By ITV News Reporter Fred Dimbleby
A group of bereaved relatives have written to the government to call for an immediate public inquiry into the handling of the coronavirus pandemic.
Covid-19 Bereaved Families for Justice UK is made up of more than 450 relatives of those who have died because of the virus.
They say that “it has become tragically clear that fatal mistakes have been made by the government in its handling of the pandemic".
The letter, addressed to Prime Minister Boris Johnson and Health Secretary Matt Hancock, comes after former scientific advisor to the government, Professor Neil Ferguson, said on Wednesday that locking down a week earlier would have reduced deaths by half in the UK.
The number of deaths in the UK from the virus passed 40,000 earlier this month.

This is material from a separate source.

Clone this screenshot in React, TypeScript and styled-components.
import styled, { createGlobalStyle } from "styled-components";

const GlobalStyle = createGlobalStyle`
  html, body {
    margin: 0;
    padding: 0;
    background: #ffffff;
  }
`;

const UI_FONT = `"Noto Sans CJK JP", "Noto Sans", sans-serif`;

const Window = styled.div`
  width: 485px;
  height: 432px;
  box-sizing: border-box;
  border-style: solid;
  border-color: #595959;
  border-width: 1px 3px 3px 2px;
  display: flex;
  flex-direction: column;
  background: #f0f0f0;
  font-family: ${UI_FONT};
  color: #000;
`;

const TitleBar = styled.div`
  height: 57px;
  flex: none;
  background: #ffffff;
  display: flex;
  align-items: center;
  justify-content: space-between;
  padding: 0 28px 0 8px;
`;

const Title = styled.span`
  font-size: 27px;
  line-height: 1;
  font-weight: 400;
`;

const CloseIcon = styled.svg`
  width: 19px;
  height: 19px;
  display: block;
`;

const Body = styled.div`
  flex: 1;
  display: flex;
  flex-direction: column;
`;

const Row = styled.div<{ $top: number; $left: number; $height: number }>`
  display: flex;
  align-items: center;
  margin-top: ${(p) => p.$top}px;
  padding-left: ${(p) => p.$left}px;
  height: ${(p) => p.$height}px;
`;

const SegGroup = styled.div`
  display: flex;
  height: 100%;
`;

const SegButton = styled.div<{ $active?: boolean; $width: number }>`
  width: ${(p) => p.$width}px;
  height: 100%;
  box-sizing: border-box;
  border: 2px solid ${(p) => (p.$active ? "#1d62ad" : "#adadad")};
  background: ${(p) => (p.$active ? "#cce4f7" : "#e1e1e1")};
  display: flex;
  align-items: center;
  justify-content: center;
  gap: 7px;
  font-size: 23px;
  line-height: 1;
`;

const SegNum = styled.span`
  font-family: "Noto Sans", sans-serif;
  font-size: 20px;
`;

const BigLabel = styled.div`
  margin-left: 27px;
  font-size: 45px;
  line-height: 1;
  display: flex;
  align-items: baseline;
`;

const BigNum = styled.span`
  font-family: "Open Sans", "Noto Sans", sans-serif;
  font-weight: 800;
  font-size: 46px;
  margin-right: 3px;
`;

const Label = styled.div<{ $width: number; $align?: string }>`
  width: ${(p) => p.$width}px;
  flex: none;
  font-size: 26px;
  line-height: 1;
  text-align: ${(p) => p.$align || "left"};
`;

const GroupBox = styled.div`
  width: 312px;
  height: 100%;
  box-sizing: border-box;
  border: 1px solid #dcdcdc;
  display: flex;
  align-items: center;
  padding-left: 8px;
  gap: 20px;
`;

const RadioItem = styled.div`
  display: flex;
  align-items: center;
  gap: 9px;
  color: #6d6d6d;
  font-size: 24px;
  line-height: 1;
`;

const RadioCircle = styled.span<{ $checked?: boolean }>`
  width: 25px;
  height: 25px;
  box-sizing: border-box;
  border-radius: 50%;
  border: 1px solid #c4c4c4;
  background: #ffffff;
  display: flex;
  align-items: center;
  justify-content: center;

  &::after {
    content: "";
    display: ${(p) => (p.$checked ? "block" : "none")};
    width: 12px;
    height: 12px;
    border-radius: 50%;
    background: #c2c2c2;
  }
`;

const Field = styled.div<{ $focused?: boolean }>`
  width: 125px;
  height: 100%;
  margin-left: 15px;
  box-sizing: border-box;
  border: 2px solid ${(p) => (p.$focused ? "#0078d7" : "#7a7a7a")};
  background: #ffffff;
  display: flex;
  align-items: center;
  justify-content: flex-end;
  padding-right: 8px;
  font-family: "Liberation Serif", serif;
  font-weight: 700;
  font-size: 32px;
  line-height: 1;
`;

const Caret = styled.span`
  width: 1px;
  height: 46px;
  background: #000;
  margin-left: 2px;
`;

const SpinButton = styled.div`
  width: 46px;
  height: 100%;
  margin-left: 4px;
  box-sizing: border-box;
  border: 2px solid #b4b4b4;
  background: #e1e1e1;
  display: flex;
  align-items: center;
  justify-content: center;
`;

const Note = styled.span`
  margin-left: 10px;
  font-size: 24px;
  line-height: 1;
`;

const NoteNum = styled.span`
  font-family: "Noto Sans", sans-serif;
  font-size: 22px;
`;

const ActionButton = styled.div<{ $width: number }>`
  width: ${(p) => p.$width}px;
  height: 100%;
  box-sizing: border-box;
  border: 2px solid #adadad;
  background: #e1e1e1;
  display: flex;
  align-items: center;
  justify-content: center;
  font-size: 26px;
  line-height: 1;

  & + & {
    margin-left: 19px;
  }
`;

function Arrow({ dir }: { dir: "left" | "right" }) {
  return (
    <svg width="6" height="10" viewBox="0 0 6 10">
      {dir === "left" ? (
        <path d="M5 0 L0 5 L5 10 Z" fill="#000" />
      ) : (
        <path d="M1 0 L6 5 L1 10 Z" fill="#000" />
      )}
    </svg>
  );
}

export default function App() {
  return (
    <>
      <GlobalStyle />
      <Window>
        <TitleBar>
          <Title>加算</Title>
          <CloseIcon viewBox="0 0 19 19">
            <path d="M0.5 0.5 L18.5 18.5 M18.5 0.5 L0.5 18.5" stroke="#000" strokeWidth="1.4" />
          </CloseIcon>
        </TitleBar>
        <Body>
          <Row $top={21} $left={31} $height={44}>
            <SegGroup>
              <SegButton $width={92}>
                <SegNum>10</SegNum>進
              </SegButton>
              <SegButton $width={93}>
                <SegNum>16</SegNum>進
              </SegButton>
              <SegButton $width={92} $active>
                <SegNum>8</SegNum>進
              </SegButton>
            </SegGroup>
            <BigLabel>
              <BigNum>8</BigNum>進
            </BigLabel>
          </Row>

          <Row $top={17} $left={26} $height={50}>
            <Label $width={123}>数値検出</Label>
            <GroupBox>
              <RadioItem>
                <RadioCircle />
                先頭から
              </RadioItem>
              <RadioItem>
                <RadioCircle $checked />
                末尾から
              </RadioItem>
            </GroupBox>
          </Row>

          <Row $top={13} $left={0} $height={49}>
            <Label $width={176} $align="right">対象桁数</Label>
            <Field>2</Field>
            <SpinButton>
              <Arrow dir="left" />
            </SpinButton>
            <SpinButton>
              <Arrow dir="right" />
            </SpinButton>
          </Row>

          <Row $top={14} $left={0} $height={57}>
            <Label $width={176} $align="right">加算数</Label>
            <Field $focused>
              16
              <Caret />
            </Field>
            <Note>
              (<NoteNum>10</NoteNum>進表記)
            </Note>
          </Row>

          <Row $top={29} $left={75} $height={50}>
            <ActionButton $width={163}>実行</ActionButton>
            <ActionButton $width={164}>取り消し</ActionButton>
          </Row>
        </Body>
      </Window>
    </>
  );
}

The group’s petition to the government focuses on "legitimate public concern" over a number of issues including the timing of the lockdown, the provision of PPE to the NHS and care home sector, and the impact of the virus on ethnic minority communities.
The letter also refers to criticism of the government from the public, scientists and other authorities.
The group say that the inquiry needs to be immediate to learn from mistakes in preparation for a potential second wave.
They say in the letter: “The government is going to have to make many decisions in the coming months.
“The current system for enabling those decisions, based on weak and unreliable data, coupled with the confusion among the public when those decisions are communicated, is fraught with danger.”
The request for an inquiry also draws on some of the stories of those who have died.
They raise issues about the transfer of patients from hospitals to care homes before widespread testing began, exposure to the virus in hospital, and concerns about the protection of key workers.
The group was founded by Matt Fowler and Jo Goodman, both of whom lost relatives to the virus.
Jo's dad Stuart developed the virus after going to hospital for chemotherapy treatment in late March.
He died on April 2.
A week later, a letter arrived at his house advising him to shield from the virus.
Matt Fowler’s dad, Ian, died aged 56 after he was taken into hospital on the day lockdown was announced with coronavirus symptoms.
Mr Fowler described his dad as “the life and soul of literally every party, even the ones that he wasn’t invited to.
"He lived life loud.
“It’s like having the linchpin of your whole life taken away because it didn’t matter what you were doing, or who you were, or where you were.
"He was always a big part of it.
“We always joked that we couldn’t take him anywhere because he knew everybody.”
Mr Fowler said that despite social distancing measures forcing the family to change their funeral plans, over 300 people lined the streets to say goodbye to his father.
Ian developed Covid-19 symptoms before the lockdown began.
He believes "lockdown came far too late" and if it had been brought in earlier it would have "saved his life".
Liverpool law firm Broudie Jackson Canter are helping the group with their call for an inquiry.
Elkan Abrahamson, the Head of Major Inquiries at the firm, said: “A public inquiry is inevitable and essential.
"I support the group’s call for an immediate limited phase to that inquiry to prevent further deaths.”
A government spokesperson said: "At some point in the future there will be an opportunity for us to look back, to reflect and to learn some profound lessons.
"But at the moment, the most important thing to do is to focus on responding to the current situation."